• [EXERCISE PROMPT] Return precisely the span of lines from the top of the material below to the line containing "string; rx: number;", both included. Pictures are excluded.

• [MATERIAL PROVIDED]
☆ ☆ ☆ ☆ ☆

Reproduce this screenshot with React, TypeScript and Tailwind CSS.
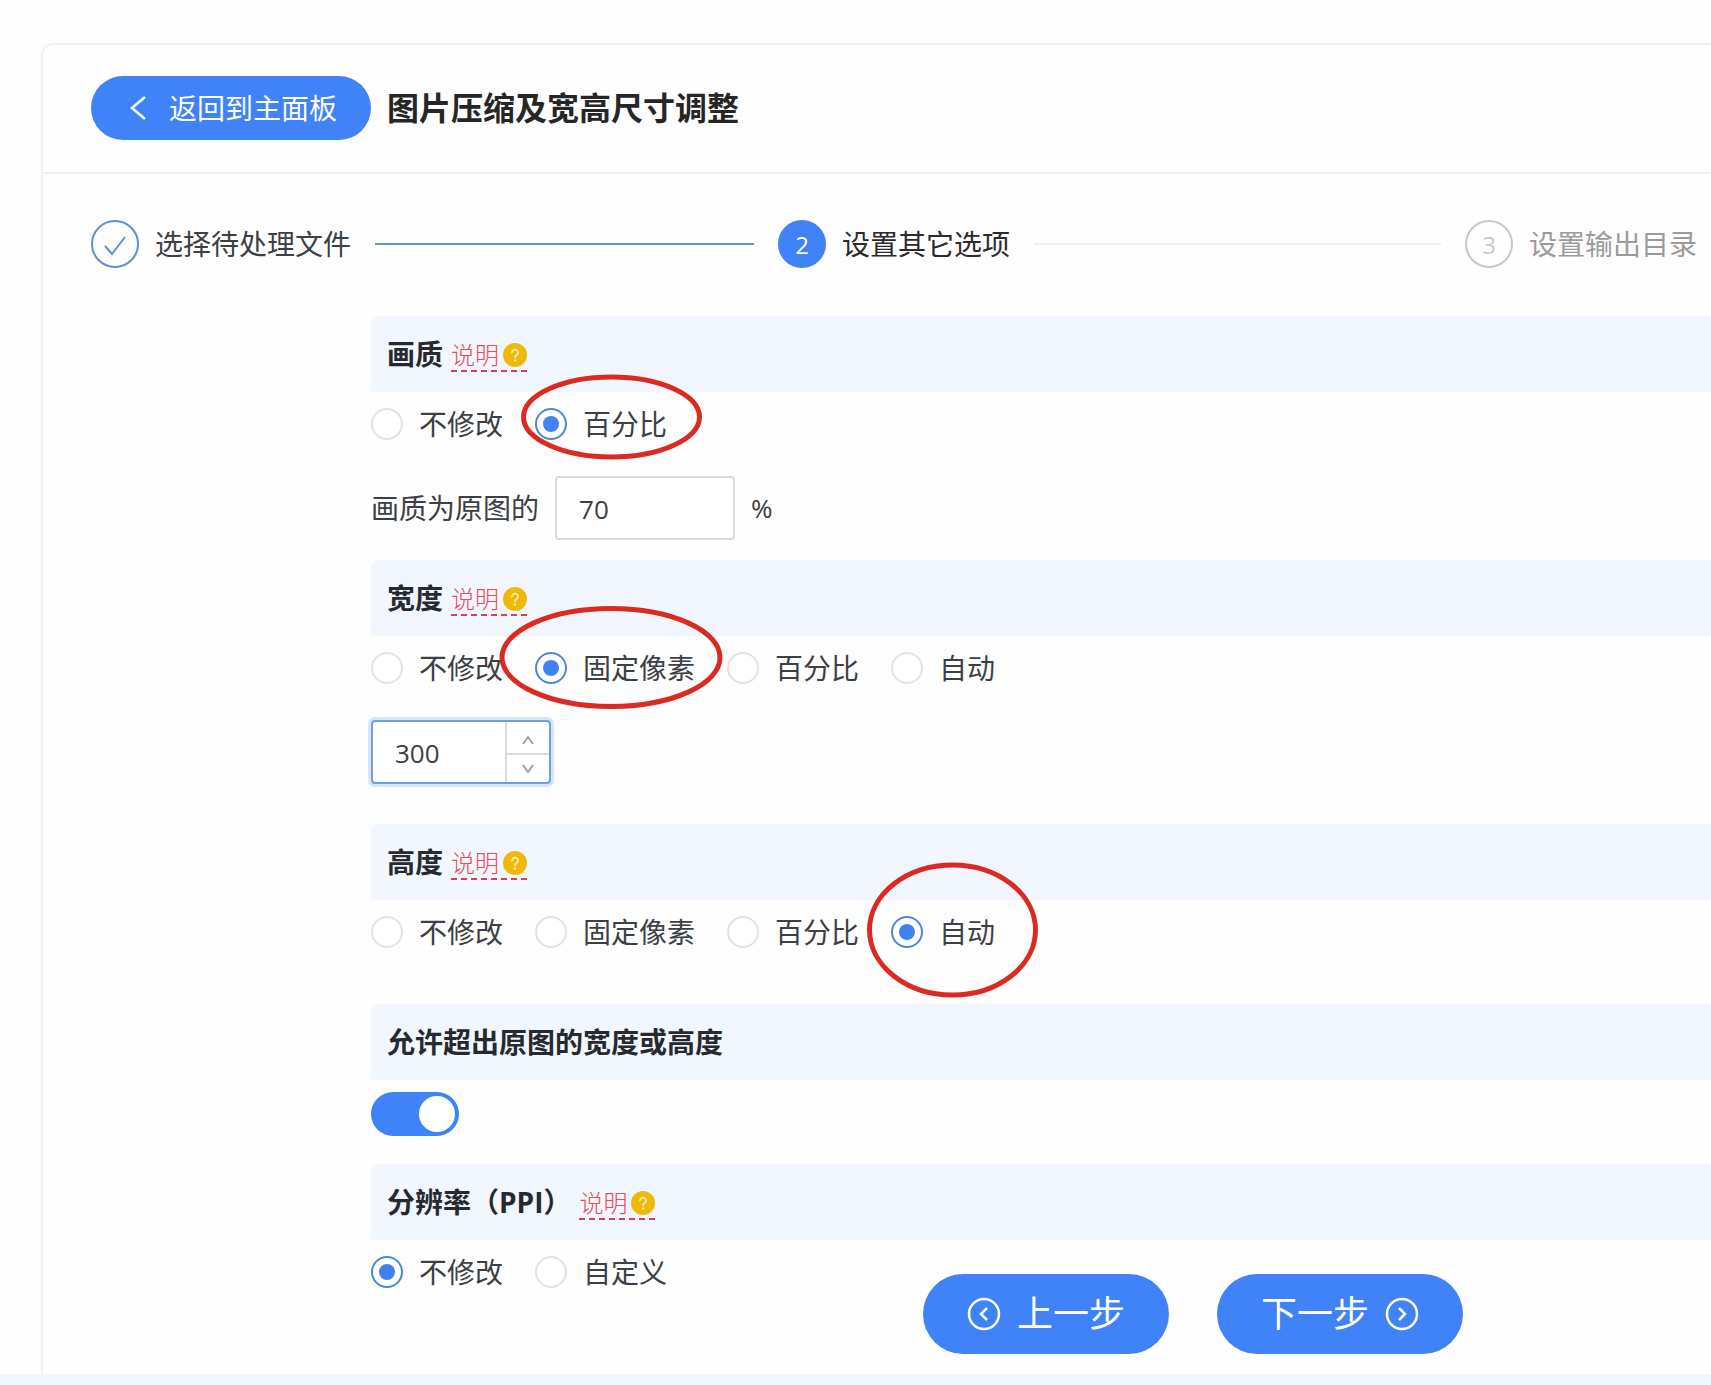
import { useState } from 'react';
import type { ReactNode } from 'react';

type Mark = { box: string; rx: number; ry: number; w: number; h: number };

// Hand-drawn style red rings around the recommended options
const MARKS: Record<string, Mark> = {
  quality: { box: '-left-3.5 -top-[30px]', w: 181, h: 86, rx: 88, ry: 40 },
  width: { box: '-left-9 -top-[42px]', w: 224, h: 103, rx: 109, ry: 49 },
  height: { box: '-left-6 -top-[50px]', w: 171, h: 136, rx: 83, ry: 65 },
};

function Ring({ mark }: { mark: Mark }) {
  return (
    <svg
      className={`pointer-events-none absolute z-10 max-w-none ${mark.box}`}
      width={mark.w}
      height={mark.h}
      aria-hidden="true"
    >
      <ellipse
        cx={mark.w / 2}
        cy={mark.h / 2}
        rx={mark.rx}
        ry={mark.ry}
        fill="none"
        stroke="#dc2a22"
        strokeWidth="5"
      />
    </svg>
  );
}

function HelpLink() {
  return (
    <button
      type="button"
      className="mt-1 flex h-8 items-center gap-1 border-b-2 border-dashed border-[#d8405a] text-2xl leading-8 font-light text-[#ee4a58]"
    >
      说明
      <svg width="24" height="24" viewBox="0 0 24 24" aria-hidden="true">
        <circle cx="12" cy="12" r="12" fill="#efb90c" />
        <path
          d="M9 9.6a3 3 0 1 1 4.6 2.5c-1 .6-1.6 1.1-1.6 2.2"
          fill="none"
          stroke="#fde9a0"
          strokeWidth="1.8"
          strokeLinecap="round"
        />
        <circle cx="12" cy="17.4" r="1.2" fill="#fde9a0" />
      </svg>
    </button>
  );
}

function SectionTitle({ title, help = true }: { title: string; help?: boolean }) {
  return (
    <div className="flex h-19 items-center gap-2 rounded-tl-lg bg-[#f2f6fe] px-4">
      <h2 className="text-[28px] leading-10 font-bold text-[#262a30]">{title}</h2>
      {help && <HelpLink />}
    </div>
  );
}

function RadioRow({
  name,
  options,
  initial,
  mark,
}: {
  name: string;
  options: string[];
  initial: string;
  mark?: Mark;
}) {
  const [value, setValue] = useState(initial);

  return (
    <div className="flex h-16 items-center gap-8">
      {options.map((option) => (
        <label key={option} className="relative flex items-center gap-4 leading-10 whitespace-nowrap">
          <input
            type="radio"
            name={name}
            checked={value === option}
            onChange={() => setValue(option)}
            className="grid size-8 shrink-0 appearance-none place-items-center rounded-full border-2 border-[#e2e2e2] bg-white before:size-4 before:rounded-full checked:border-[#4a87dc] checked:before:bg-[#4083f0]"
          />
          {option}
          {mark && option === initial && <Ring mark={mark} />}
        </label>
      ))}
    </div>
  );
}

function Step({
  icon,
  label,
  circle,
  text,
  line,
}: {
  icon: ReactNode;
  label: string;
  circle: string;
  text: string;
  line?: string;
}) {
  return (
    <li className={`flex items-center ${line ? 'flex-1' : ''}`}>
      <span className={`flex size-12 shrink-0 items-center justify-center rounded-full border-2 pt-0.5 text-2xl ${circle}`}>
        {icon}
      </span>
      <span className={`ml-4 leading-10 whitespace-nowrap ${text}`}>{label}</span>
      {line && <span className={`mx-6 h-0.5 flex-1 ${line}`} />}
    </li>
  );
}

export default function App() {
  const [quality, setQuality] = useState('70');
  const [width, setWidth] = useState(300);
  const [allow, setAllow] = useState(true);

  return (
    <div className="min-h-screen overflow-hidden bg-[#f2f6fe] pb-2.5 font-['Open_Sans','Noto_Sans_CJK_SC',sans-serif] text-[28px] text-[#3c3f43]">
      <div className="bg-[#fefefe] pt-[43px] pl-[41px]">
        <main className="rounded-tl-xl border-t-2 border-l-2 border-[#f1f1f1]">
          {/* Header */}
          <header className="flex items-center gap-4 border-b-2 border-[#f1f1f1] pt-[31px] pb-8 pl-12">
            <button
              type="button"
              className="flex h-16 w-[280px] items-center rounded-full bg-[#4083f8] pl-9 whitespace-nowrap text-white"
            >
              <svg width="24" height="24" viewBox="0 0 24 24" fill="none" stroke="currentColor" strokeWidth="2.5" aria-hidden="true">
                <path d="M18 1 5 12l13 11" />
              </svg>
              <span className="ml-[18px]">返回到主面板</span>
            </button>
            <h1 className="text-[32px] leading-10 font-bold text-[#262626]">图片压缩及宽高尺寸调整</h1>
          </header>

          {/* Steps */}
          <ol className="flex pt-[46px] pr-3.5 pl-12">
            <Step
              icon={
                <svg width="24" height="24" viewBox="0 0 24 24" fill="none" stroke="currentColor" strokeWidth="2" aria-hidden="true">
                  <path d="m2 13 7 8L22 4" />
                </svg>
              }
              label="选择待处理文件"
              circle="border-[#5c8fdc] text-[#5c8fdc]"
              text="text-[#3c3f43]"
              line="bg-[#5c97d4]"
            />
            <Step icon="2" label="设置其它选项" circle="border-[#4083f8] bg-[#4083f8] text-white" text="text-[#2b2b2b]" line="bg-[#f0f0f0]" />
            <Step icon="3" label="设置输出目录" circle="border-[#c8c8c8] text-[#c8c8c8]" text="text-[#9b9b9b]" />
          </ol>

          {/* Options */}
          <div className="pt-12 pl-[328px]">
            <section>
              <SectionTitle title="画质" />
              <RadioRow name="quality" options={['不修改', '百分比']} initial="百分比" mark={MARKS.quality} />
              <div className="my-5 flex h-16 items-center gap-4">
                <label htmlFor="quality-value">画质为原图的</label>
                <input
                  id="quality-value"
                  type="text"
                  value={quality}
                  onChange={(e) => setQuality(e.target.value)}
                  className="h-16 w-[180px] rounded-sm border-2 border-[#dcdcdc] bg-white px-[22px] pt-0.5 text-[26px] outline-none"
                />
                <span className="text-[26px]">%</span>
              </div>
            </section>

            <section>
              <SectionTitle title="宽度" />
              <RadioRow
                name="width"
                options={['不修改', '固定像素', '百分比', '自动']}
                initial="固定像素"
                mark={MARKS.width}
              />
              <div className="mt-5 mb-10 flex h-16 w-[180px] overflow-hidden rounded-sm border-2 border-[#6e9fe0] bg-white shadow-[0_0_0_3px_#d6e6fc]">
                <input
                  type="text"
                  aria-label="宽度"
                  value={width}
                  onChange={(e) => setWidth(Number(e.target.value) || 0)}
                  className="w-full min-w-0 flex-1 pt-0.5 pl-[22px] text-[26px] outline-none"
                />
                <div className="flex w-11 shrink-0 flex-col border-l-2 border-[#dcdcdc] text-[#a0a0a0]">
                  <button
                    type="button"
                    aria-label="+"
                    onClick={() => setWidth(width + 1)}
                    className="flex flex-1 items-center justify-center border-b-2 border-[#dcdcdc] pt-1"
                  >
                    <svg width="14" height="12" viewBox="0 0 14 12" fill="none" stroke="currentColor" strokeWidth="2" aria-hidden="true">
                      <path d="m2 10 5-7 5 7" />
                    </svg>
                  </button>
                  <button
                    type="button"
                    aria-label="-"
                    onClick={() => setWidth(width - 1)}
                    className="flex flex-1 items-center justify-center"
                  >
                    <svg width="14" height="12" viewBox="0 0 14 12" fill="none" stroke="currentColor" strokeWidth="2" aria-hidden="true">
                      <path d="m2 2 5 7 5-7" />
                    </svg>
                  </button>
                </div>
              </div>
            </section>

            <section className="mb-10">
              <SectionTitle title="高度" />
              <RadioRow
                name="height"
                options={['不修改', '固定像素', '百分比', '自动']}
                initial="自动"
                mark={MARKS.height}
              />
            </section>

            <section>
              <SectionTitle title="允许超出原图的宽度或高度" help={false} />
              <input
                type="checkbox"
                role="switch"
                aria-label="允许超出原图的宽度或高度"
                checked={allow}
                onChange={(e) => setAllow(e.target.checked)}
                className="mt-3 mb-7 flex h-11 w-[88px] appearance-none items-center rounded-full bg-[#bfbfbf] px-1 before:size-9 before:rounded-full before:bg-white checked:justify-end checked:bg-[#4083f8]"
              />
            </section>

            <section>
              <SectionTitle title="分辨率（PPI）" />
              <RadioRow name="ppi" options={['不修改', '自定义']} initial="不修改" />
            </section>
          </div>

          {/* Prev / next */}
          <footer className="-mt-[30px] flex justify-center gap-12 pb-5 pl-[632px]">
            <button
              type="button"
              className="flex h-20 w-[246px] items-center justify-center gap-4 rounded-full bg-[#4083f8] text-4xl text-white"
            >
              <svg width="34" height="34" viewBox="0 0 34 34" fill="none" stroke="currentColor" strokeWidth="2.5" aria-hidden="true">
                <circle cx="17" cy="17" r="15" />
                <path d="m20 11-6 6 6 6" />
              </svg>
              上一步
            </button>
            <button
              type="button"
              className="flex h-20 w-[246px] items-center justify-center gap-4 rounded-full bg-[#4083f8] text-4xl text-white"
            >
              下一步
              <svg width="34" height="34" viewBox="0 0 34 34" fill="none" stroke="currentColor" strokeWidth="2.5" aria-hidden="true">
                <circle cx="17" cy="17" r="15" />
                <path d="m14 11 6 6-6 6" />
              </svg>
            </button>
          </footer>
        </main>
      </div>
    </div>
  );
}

☆ ☆ ☆ ☆ ☆

• [WORKED SOLUTION]
Reproduce this screenshot with React, TypeScript and Tailwind CSS.
import { useState } from 'react';
import type { ReactNode } from 'react';

type Mark = { box: string; rx: number; ry: number; w: number; h: number };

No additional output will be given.